▶ Written problem
Locate the word "page" in the entries below, then gather every line that holds it.

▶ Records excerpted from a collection

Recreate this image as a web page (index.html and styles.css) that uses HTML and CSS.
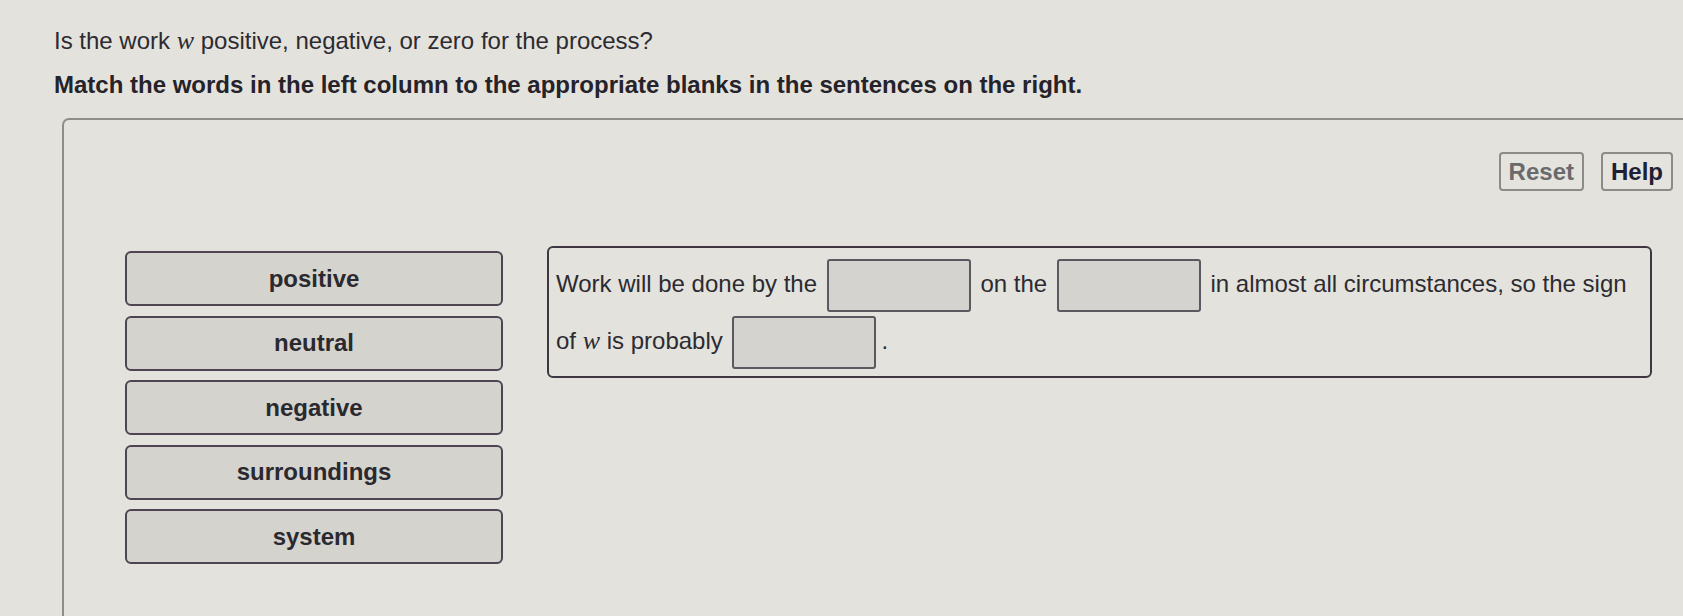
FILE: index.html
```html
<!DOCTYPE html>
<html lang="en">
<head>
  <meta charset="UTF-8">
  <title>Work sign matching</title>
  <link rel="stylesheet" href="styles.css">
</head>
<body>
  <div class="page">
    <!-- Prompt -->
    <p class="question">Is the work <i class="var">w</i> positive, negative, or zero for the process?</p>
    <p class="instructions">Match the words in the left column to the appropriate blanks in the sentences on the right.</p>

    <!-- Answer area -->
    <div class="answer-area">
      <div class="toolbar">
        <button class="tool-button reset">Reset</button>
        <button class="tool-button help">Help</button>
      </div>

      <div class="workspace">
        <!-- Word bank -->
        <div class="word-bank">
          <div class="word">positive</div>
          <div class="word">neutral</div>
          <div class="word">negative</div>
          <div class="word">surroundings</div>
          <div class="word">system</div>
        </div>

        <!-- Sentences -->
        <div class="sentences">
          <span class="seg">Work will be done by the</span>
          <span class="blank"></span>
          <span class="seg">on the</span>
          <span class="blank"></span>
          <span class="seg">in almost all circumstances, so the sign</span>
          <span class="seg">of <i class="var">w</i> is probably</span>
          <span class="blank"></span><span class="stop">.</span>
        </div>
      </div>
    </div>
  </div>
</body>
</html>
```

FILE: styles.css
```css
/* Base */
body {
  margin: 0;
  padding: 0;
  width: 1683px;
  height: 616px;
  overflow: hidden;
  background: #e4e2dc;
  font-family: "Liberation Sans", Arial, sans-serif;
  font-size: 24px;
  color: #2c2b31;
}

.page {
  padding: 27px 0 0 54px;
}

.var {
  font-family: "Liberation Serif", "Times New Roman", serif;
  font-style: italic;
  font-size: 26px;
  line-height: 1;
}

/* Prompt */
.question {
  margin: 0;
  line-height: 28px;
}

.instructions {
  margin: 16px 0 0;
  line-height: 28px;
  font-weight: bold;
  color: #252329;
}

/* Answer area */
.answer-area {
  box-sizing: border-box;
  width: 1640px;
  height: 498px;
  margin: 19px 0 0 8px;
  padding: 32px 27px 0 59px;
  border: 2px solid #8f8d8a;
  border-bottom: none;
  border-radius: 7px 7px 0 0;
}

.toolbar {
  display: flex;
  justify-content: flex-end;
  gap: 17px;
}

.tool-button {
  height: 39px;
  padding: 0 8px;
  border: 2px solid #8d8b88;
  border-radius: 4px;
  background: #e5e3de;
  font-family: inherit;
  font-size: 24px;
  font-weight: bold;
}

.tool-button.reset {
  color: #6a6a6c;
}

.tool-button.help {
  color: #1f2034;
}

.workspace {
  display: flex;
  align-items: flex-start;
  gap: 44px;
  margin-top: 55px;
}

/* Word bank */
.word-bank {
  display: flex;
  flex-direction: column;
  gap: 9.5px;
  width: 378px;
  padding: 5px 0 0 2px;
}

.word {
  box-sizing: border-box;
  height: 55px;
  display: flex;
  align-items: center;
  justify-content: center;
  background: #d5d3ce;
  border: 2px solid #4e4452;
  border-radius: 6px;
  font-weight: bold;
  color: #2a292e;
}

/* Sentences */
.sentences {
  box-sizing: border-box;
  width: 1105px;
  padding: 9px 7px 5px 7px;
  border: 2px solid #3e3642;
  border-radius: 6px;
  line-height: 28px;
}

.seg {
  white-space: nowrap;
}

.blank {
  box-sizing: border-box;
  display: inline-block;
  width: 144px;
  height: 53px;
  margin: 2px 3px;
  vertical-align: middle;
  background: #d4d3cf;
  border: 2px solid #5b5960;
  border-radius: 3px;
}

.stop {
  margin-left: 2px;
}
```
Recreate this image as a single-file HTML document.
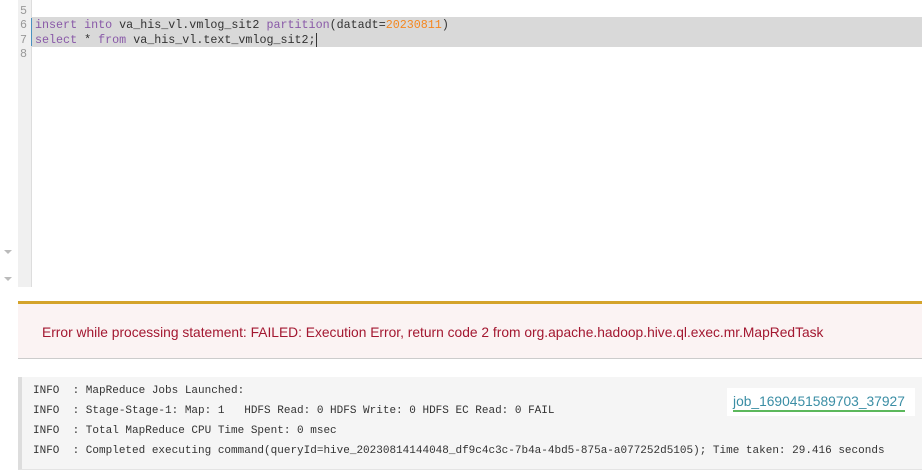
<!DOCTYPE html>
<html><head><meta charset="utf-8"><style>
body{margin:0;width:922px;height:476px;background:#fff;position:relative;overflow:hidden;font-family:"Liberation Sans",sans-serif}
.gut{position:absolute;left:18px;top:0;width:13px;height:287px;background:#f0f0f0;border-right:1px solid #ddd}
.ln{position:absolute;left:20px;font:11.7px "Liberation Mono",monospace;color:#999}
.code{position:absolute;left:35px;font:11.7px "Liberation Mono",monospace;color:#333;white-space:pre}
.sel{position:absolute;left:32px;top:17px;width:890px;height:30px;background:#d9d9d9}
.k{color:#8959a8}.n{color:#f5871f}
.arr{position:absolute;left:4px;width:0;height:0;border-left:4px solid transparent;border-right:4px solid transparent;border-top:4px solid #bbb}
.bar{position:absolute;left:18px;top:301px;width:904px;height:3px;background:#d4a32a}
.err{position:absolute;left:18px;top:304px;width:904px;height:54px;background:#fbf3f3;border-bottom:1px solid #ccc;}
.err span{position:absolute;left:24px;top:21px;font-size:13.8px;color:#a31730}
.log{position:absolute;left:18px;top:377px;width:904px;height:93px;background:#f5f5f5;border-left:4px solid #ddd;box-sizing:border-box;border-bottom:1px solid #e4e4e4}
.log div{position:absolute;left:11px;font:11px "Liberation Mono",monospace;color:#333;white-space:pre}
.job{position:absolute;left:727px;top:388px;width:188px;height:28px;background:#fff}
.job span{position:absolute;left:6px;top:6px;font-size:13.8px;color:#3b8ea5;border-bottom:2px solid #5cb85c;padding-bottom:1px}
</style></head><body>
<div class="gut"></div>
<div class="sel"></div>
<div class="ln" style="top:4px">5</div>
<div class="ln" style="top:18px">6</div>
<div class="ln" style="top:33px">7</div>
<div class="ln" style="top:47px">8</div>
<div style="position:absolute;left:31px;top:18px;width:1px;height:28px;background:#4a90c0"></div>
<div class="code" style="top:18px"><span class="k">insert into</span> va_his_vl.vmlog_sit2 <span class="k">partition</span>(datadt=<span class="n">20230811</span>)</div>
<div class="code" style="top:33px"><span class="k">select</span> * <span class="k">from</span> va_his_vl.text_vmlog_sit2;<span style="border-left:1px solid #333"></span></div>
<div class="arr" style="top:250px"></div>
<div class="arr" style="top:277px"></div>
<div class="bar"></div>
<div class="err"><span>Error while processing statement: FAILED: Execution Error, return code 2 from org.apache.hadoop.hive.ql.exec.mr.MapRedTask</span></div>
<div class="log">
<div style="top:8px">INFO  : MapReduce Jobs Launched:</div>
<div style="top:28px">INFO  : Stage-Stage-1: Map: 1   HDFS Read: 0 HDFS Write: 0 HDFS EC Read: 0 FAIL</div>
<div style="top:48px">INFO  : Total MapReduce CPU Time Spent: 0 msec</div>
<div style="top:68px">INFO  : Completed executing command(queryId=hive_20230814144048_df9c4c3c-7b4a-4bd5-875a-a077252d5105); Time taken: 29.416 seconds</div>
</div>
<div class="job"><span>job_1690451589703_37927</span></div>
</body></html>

▶ Task response
Recreate this image as a web page (index.html and styles.css) that uses HTML and CSS.
  <div class="page">
.page {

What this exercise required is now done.